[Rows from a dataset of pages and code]
+ + + + +

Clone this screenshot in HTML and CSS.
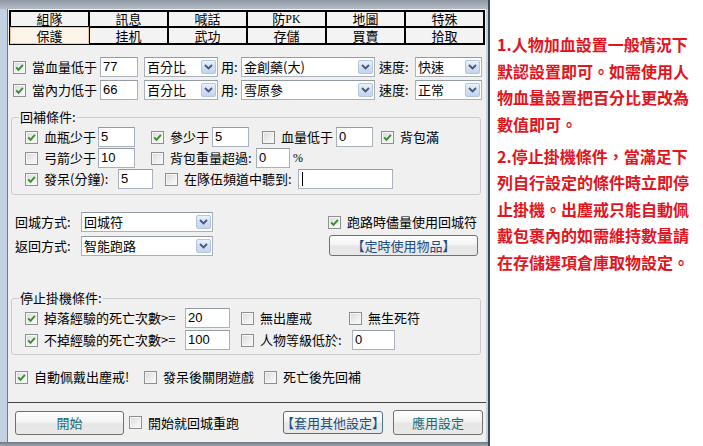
FILE: index.html
```html
<!DOCTYPE html>
<html lang="zh-Hant">
<head>
<meta charset="utf-8">
<title>保護設定</title>
<link rel="stylesheet" href="styles.css">
</head>
<body>
<div class="screen">
  <div class="win">
    <div class="panel">
      <div class="main">
        <div class="tabs">
          <div class="tab">組隊</div>
          <div class="tab">訊息</div>
          <div class="tab">喊話</div>
          <div class="tab">防<span class="lat">PK</span></div>
          <div class="tab">地圖</div>
          <div class="tab">特殊</div>
          <div class="tab on">保護</div>
          <div class="tab">挂机</div>
          <div class="tab">武功</div>
          <div class="tab">存儲</div>
          <div class="tab">買賣</div>
          <div class="tab">拾取</div>
        </div>

        <div class="row r-hp1">
          <label class="chk w87"><span class="cb"><svg width="9" height="9" viewBox="0 0 9 9"><path d="M1.2 4.4 L3.5 6.8 L7.9 1.9" fill="none" stroke="#3a8c2c" stroke-width="1.9"/></svg></span>當血量低于</label>
          <div class="tb w38">77</div>
          <div class="dd w74 ml6"><span class="v">百分比</span><span class="arr"><svg width="9" height="6" viewBox="0 0 9 6"><path d="M1 1 L4.5 4.5 L8 1" fill="none" stroke="#43597e" stroke-width="1.8"/></svg></span></div>
          <span class="lab w23 pl3">用:</span>
          <div class="dd w134"><span class="v">金創藥(大)</span><span class="arr"><svg width="9" height="6" viewBox="0 0 9 6"><path d="M1 1 L4.5 4.5 L8 1" fill="none" stroke="#43597e" stroke-width="1.8"/></svg></span></div>
          <span class="lab w40 pl4">速度:</span>
          <div class="dd w67"><span class="v">快速</span><span class="arr"><svg width="9" height="6" viewBox="0 0 9 6"><path d="M1 1 L4.5 4.5 L8 1" fill="none" stroke="#43597e" stroke-width="1.8"/></svg></span></div>
        </div>

        <div class="row r-hp2">
          <label class="chk w87"><span class="cb"><svg width="9" height="9" viewBox="0 0 9 9"><path d="M1.2 4.4 L3.5 6.8 L7.9 1.9" fill="none" stroke="#3a8c2c" stroke-width="1.9"/></svg></span>當內力低于</label>
          <div class="tb w38">66</div>
          <div class="dd w74 ml6"><span class="v">百分比</span><span class="arr"><svg width="9" height="6" viewBox="0 0 9 6"><path d="M1 1 L4.5 4.5 L8 1" fill="none" stroke="#43597e" stroke-width="1.8"/></svg></span></div>
          <span class="lab w23 pl3">用:</span>
          <div class="dd w134"><span class="v">雪原參</span><span class="arr"><svg width="9" height="6" viewBox="0 0 9 6"><path d="M1 1 L4.5 4.5 L8 1" fill="none" stroke="#43597e" stroke-width="1.8"/></svg></span></div>
          <span class="lab w40 pl4">速度:</span>
          <div class="dd w67"><span class="v">正常</span><span class="arr"><svg width="9" height="6" viewBox="0 0 9 6"><path d="M1 1 L4.5 4.5 L8 1" fill="none" stroke="#43597e" stroke-width="1.8"/></svg></span></div>
        </div>

        <fieldset class="grp g1">
          <legend>回補條件:</legend>
          <div class="row gr first">
            <label class="chk w73"><span class="cb"><svg width="9" height="9" viewBox="0 0 9 9"><path d="M1.2 4.4 L3.5 6.8 L7.9 1.9" fill="none" stroke="#3a8c2c" stroke-width="1.9"/></svg></span>血瓶少于</label>
            <div class="tb w37">5</div>
            <label class="chk w61 ml16"><span class="cb"><svg width="9" height="9" viewBox="0 0 9 9"><path d="M1.2 4.4 L3.5 6.8 L7.9 1.9" fill="none" stroke="#3a8c2c" stroke-width="1.9"/></svg></span>參少于</label>
            <div class="tb w37">5</div>
            <label class="chk w74 ml13"><span class="cb"></span>血量低于</label>
            <div class="tb w37">0</div>
            <label class="chk ml8"><span class="cb"><svg width="9" height="9" viewBox="0 0 9 9"><path d="M1.2 4.4 L3.5 6.8 L7.9 1.9" fill="none" stroke="#3a8c2c" stroke-width="1.9"/></svg></span>背包滿</label>
          </div>
          <div class="row gr">
            <label class="chk w73"><span class="cb"></span>弓箭少于</label>
            <div class="tb w37">10</div>
            <label class="chk w105 ml16"><span class="cb"></span>背包重量超過:</label>
            <div class="tb w34">0</div>
            <span class="lab pl3 pct">%</span>
          </div>
          <div class="row gr">
            <label class="chk w93"><span class="cb"><svg width="9" height="9" viewBox="0 0 9 9"><path d="M1.2 4.4 L3.5 6.8 L7.9 1.9" fill="none" stroke="#3a8c2c" stroke-width="1.9"/></svg></span>發呆(分鐘):</label>
            <div class="tb w35">5</div>
            <label class="chk w133 ml12"><span class="cb"></span>在隊伍頻道中聽到:</label>
            <div class="tb w95"><span class="caret"></span></div>
          </div>
        </fieldset>

        <div class="sec">
          <div class="sec-l">
            <div class="row">
              <span class="lab w66">回城方式:</span>
              <div class="dd w132"><span class="v">回城符</span><span class="arr"><svg width="9" height="6" viewBox="0 0 9 6"><path d="M1 1 L4.5 4.5 L8 1" fill="none" stroke="#43597e" stroke-width="1.8"/></svg></span></div>
            </div>
            <div class="row mt4">
              <span class="lab w66">返回方式:</span>
              <div class="dd w132"><span class="v">智能跑路</span><span class="arr"><svg width="9" height="6" viewBox="0 0 9 6"><path d="M1 1 L4.5 4.5 L8 1" fill="none" stroke="#43597e" stroke-width="1.8"/></svg></span></div>
            </div>
          </div>
          <div class="sec-r">
            <div class="row">
              <label class="chk"><span class="cb"><svg width="9" height="9" viewBox="0 0 9 9"><path d="M1.2 4.4 L3.5 6.8 L7.9 1.9" fill="none" stroke="#3a8c2c" stroke-width="1.9"/></svg></span>跑路時儘量使用回城符</label>
            </div>
            <div class="btn blue btn-timed">【定時使用物品】</div>
          </div>
        </div>

        <fieldset class="grp g2">
          <legend>停止掛機條件:</legend>
          <div class="row gr first">
            <label class="chk w160"><span class="cb"><svg width="9" height="9" viewBox="0 0 9 9"><path d="M1.2 4.4 L3.5 6.8 L7.9 1.9" fill="none" stroke="#3a8c2c" stroke-width="1.9"/></svg></span>掉落經驗的死亡次數&gt;=</label>
            <div class="tb w45">20</div>
            <label class="chk w108 ml11"><span class="cb"></span>無出塵戒</label>
            <label class="chk"><span class="cb"></span>無生死符</label>
          </div>
          <div class="row gr mt2">
            <label class="chk w160"><span class="cb"><svg width="9" height="9" viewBox="0 0 9 9"><path d="M1.2 4.4 L3.5 6.8 L7.9 1.9" fill="none" stroke="#3a8c2c" stroke-width="1.9"/></svg></span>不掉經驗的死亡次數&gt;=</label>
            <div class="tb w45">100</div>
            <label class="chk w111 ml11"><span class="cb"></span>人物等級低於:</label>
            <div class="tb w43">0</div>
          </div>
        </fieldset>

        <div class="row r-auto">
          <label class="chk w129"><span class="cb"><svg width="9" height="9" viewBox="0 0 9 9"><path d="M1.2 4.4 L3.5 6.8 L7.9 1.9" fill="none" stroke="#3a8c2c" stroke-width="1.9"/></svg></span>自動佩戴出塵戒!</label>
          <label class="chk w120"><span class="cb"></span>發呆後關閉遊戲</label>
          <label class="chk"><span class="cb"></span>死亡後先回補</label>
        </div>
      </div>

      <div class="bar">
        <div class="row bar-row">
          <div class="btn teal btn-start">開始</div>
          <label class="chk w154 ml5"><span class="cb"></span>開始就回城重跑</label>
          <div class="btn blue btn-apply-other">【套用其他設定】</div>
          <div class="btn teal btn-apply ml10">應用設定</div>
        </div>
      </div>
    </div>
  </div>

  <div class="notes">
    <p>1.人物加血設置一般情況下<br>默認設置即可。如需使用人<br>物血量設置把百分比更改為<br>數值即可。</p>
    <p>2.停止掛機條件，當滿足下<br>列自行設定的條件時立即停<br>止掛機。出塵戒只能自動佩<br>戴包裹內的如需維持數量請<br>在存儲選項倉庫取物設定。</p>
  </div>
</div>
</body>
</html>
```

FILE: styles.css
```css
* { box-sizing: border-box; }
html, body { margin: 0; padding: 0; }
body {
  width: 703px;
  height: 446px;
  overflow: hidden;
  background: #ffffff;
  font-family: "Noto Sans CJK TC", "Noto Sans CJK SC", sans-serif;
  font-size: 13px;
  color: #000;
}

.screen { display: flex; height: 446px; }

/* window frame */
.win {
  width: 490px;
  height: 446px;
  flex: none;
  padding: 9px 2px 0 7px;
  border-right: 2px solid #3c4754;
  background:
    linear-gradient(to bottom,
      #8f99a3 0px, #b3bcc6 9px,
      #c3d2e2 9px, #c3d2e2 442px,
      #6e7781 442px, #9ea8b3 446px);
}

.panel {
  width: 479px;
  height: 433px;
  background: #f0f0f0;
  border-left: 1px solid #6c7c8d;
  display: flex;
  flex-direction: column;
}

.main { height: 393px; flex: none; }

/* tabs */
.tabs {
  margin: 1px 0 0 1px;
  width: 476px;
  display: grid;
  grid-template-columns: repeat(6, 1fr);
  grid-template-rows: 16px 17px;
  border: 1px solid #000;
}
.tab {
  border: 1px solid #000;
  background: #f3f3f3;
  display: flex;
  align-items: center;
  justify-content: center;
  font-size: 13px;
  line-height: 14px;
  white-space: nowrap;
}
.tab.on {
  background: #fdf5e9;
  border-color: #eec591;
}
.lat { font-family: "Liberation Serif", serif; font-size: 12px; }

/* generic rows */
.row {
  display: flex;
  align-items: center;
  height: 20px;
}
.r-hp1 { margin-top: 12px; padding-left: 5px; }
.r-hp2 { margin-top: 3px; padding-left: 5px; }

.chk {
  display: flex;
  align-items: center;
  gap: 6px;
  flex: none;
  white-space: nowrap;
  line-height: 16px;
}
.cb {
  width: 13px;
  height: 13px;
  flex: none;
  border: 1px solid #8e8f8f;
  background: linear-gradient(135deg, #d6d8db 0%, #eceef0 55%, #fafafa 100%);
  box-shadow: inset 0 0 0 1px #f6f6f6;
  display: flex;
  align-items: center;
  justify-content: center;
}
.cb svg { display: block; }

.lab { flex: none; white-space: nowrap; line-height: 16px; }

/* text boxes */
.tb {
  height: 20px;
  flex: none;
  border: 1px solid #a9b2bc;
  border-top-color: #939ba4;
  background: #fff;
  padding-left: 2px;
  font-family: "Liberation Sans", "Noto Sans CJK TC", sans-serif;
  font-size: 13px;
  line-height: 18px;
  display: flex;
  align-items: center;
}
.caret {
  display: block;
  width: 1px;
  height: 14px;
  background: #000;
  margin-left: 1px;
}

/* dropdowns */
.dd {
  height: 20px;
  flex: none;
  border: 1px solid #a9b2bc;
  border-top-color: #939ba4;
  background: #fff;
  padding-left: 2px;
  display: flex;
  align-items: center;
}
.dd .v { flex: 1; line-height: 16px; white-space: nowrap; }
.dd .arr {
  width: 15px;
  height: 14px;
  margin-right: 1px;
  flex: none;
  border: 1px solid #b3c6de;
  border-radius: 2px;
  background: linear-gradient(#eaf1fb, #d2e0f3 50%, #c2d5ee);
  display: flex;
  align-items: center;
  justify-content: center;
}
.dd .arr svg { display: block; }

/* group boxes */
.grp {
  margin: 10px 0 0 3px;
  width: 470px;
  min-width: 0;
  padding: 0 0 5px 0;
  border: 1px solid #c9cdd1;
  border-radius: 3px;
}
.grp legend {
  margin-left: 7px;
  padding: 0 1px;
  font-size: 13px;
  line-height: 14px;
}
.g2 { margin-top: 35px; padding-bottom: 4px; }
.gr { padding-left: 13px; margin-top: 1px; }
.gr.first { margin-top: 3px; }
.pct { font-family: "Liberation Serif", serif; font-size: 12px; }

/* return-to-town section */
.sec { display: flex; margin-top: 17px; }
.sec-l { padding-left: 7px; flex: none; }
.sec-r { margin-left: 115px; flex: none; }

.r-auto { margin-top: 12px; padding-left: 7px; }

/* buttons */
.btn {
  flex: none;
  height: 24px;
  border: 1px solid #707070;
  border-radius: 3px;
  background: linear-gradient(#ffffff 0%, #f3f3f3 45%, #e6e6e6 55%, #e9e9e9 100%);
  display: flex;
  align-items: center;
  justify-content: center;
  font-size: 13px;
  line-height: 16px;
  white-space: nowrap;
}
.teal { color: #1d6a70; }
.blue { color: #1f4c82; }
.btn-timed { margin-left: 1px; margin-top: 3px; width: 149px; height: 21px; }
.btn-start { width: 109px; }
.btn-apply-other { width: 100px; height: 23px; border-color: #4d6d92; }
.btn-apply { width: 90px; height: 25px; }

/* bottom bar */
.bar { flex: 1; border-top: 1px solid #454545; }
.bar-row { height: 25px; margin-top: 7px; padding-left: 7px; }

/* width / margin utilities */
.w23 { width: 23px; } .w40 { width: 40px; } .w66 { width: 66px; }
.w34 { width: 34px; } .w35 { width: 35px; } .w37 { width: 37px; }
.w38 { width: 38px; } .w43 { width: 43px; } .w45 { width: 45px; }
.w61 { width: 61px; } .w67 { width: 67px; } .w73 { width: 73px; }
.w74 { width: 74px; } .w87 { width: 87px; } .w93 { width: 93px; }
.w95 { width: 95px; } .w105 { width: 105px; } .w108 { width: 108px; }
.w111 { width: 111px; } .w120 { width: 120px; } .w129 { width: 129px; }
.w132 { width: 132px; } .w133 { width: 133px; } .w134 { width: 134px; }
.w154 { width: 154px; } .w160 { width: 160px; }
.ml5 { margin-left: 5px; } .ml6 { margin-left: 6px; } .ml8 { margin-left: 8px; }
.ml10 { margin-left: 10px; } .ml11 { margin-left: 11px; } .ml12 { margin-left: 12px; }
.ml13 { margin-left: 13px; } .ml16 { margin-left: 16px; }
.pl3 { padding-left: 3px; } .pl4 { padding-left: 4px; }
.mt2 { margin-top: 2px; } .mt4 { margin-top: 4px; }

/* notes */
.notes {
  margin-left: 7px;
  padding-top: 31px;
  color: #e2141d;
  font-weight: 700;
  font-size: 16px;
  line-height: 26.5px;
  font-family: "Noto Sans CJK TC", "Noto Sans CJK SC", sans-serif;
}
.notes p { margin: 0; white-space: nowrap; }
.notes p + p { margin-top: 5.5px; }
```
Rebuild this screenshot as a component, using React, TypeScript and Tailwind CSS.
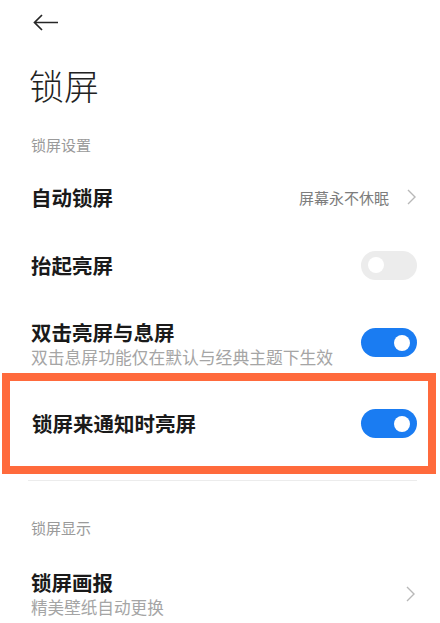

+ + + + +

### EXERCISE REQUIREMENTS
Which lines above contain the word "this"? Copy each of them.

### TASK SOLUTION
Clone this screenshot in HTML and CSS.
Rebuild this screenshot as a component, using React, TypeScript and Tailwind CSS.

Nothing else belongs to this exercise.